--- Begin ---

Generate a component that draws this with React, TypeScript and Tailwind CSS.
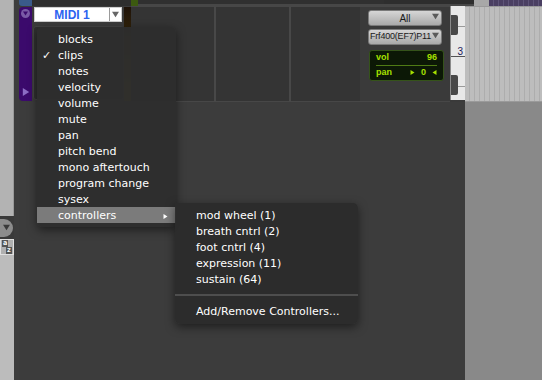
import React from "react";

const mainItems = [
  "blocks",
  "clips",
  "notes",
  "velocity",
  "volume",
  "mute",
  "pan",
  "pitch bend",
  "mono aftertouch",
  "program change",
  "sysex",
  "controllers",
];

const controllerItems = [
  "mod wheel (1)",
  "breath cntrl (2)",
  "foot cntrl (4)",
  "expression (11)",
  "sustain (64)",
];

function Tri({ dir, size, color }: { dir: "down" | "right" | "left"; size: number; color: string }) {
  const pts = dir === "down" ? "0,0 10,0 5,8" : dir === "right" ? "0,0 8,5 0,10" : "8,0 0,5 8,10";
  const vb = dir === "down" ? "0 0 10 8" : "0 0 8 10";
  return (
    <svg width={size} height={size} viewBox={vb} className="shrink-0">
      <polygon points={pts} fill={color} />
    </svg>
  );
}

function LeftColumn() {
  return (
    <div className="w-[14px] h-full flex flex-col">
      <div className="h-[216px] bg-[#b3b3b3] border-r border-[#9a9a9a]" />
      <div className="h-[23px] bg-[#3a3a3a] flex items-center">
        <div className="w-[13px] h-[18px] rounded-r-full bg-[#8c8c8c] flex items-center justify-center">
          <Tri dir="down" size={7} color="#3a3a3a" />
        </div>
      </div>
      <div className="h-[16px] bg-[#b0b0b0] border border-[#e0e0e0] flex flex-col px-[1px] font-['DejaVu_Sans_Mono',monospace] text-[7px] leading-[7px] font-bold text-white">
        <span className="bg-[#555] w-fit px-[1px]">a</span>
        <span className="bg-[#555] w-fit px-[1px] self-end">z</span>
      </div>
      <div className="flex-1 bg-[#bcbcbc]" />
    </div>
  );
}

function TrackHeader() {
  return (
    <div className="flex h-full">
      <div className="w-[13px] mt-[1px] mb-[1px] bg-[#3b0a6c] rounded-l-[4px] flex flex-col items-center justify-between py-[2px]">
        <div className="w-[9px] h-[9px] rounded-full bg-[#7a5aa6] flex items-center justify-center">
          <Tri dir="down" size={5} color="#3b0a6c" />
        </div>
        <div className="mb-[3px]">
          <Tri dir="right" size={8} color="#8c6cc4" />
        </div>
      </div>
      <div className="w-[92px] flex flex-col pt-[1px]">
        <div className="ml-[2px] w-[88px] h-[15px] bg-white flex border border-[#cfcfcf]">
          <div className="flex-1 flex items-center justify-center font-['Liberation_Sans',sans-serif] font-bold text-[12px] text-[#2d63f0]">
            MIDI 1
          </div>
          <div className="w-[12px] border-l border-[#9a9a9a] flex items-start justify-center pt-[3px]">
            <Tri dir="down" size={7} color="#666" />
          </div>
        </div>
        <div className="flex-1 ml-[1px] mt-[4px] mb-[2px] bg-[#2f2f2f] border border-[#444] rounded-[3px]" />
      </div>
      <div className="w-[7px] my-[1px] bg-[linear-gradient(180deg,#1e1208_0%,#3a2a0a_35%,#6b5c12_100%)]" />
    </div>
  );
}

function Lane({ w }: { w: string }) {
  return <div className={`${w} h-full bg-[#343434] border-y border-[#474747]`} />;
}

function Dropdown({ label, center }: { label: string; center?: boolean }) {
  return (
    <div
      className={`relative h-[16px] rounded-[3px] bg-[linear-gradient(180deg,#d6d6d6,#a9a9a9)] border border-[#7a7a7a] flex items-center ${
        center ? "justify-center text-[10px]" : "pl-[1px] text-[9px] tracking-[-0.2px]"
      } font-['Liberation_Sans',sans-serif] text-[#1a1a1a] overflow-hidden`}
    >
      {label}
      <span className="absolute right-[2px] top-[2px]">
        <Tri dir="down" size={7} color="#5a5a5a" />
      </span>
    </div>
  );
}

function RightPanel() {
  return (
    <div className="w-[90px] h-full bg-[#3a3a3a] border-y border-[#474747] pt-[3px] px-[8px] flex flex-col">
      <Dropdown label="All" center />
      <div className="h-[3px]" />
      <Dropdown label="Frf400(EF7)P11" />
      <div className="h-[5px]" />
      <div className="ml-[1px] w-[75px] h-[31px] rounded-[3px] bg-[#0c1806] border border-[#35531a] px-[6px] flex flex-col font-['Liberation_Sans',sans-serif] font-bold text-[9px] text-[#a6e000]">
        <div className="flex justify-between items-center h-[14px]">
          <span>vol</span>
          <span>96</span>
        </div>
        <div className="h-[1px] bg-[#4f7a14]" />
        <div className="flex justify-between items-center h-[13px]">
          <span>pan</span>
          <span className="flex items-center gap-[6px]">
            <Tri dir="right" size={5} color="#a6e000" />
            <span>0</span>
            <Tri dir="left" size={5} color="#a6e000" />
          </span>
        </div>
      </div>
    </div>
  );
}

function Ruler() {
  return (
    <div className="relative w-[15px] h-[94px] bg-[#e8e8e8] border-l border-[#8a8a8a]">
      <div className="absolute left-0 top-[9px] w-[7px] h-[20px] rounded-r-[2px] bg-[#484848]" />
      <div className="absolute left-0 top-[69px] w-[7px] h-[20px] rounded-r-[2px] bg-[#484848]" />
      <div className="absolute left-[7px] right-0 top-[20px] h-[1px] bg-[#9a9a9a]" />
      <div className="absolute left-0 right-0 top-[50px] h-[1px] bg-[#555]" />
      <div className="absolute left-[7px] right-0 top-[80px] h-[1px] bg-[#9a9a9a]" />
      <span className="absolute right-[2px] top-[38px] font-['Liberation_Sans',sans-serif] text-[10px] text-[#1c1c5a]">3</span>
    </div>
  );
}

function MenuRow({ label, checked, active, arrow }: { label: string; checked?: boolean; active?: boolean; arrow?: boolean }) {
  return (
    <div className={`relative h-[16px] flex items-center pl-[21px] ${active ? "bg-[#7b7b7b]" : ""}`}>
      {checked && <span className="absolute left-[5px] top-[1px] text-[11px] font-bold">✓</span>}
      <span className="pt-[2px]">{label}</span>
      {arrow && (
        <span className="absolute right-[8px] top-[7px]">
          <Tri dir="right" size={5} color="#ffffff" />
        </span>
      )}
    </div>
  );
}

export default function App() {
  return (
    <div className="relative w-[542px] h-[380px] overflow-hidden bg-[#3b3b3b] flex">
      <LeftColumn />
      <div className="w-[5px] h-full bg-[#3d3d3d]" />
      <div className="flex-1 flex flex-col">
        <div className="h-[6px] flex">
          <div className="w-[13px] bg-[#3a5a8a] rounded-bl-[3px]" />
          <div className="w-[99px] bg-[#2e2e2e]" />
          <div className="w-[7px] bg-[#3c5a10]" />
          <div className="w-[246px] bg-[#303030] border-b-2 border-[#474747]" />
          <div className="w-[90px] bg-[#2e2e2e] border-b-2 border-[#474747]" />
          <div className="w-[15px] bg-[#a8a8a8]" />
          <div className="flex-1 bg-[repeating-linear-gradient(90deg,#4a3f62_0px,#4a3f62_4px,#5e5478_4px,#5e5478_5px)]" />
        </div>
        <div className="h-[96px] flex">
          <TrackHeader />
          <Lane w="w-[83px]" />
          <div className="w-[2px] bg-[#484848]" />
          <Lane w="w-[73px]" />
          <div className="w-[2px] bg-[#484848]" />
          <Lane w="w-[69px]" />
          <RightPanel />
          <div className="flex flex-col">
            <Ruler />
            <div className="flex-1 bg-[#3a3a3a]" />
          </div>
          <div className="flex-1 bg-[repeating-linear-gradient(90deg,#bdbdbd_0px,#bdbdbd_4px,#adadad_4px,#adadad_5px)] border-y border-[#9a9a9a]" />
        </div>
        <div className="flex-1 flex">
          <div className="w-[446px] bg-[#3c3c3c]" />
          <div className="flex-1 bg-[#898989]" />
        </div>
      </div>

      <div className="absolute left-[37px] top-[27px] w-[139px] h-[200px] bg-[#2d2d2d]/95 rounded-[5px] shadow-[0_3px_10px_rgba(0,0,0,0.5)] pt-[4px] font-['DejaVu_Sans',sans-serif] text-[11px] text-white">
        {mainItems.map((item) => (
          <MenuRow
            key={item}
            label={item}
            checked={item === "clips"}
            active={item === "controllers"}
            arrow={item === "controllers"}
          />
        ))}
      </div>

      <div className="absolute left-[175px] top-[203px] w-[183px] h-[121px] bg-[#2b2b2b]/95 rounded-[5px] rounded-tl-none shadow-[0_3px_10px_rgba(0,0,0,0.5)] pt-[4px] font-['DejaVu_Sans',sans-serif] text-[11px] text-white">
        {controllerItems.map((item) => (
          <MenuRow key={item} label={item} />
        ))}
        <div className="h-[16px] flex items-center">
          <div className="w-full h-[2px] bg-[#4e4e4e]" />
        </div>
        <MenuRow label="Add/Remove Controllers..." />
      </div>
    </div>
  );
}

--- End ---

Brief: Find the lines above that include the string "React" and copy them.

Task answer:
Generate a component that draws this with React, TypeScript and Tailwind CSS.
import React from "react";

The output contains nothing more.